Here are the filters in the first layer:
Note that they are in colour because we modified our data setup to include colour images and we converted grayscale images into 3-channel grayscale images. These filters are a lot more definitive than the ones in Part 1. We can see edge filters in multiple orientations and in multiple colour combinations (including grayscale). We can also see some blobby structures as well.
Here are the objective and error graphs over 6 epochs:
Conclusions
I would have liked to have spend more time experimenting with Part 2 but I was held up on Part 1! I learned a lot about neural net architecture and how layers interact with each other. It was really useful being able to see the effects each type of layer had on the learning and testing process.
References
- J. Hays. Project 6: Deep Learning. In Introduction to Computer Vision, Georgia Tech University, 2015.

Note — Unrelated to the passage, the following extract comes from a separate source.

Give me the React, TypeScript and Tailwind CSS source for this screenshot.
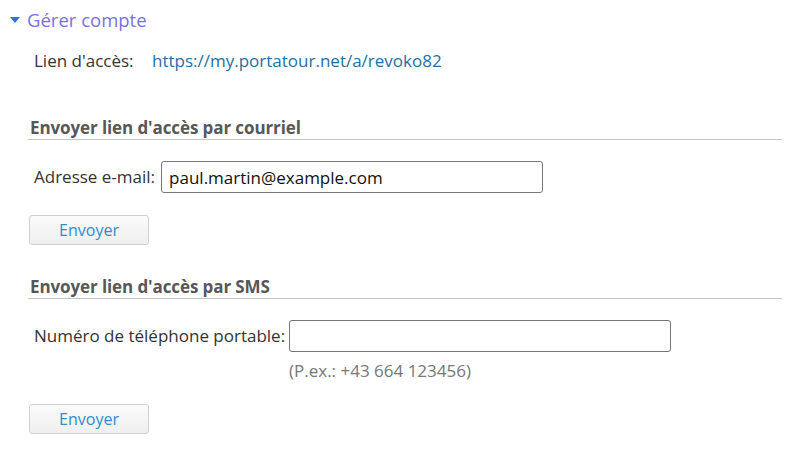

- K. He, X. Zhang, S. Ren, and J. Sun. Delving Deep into Rectifiers: Surpassing Human-Level Performance on ImageNet Classification. In ICCV, 2015.
- A. Jones. An Explanation of Xavier Initialization. 2015.
- R. Socher. Neural Tips and Tricks + Recurrent Neural Networks. In CS224d, Stanford University, 2016.
- X.-S. Wei. Must Know Tips/Tricks in Deep Neural Networks . 2015.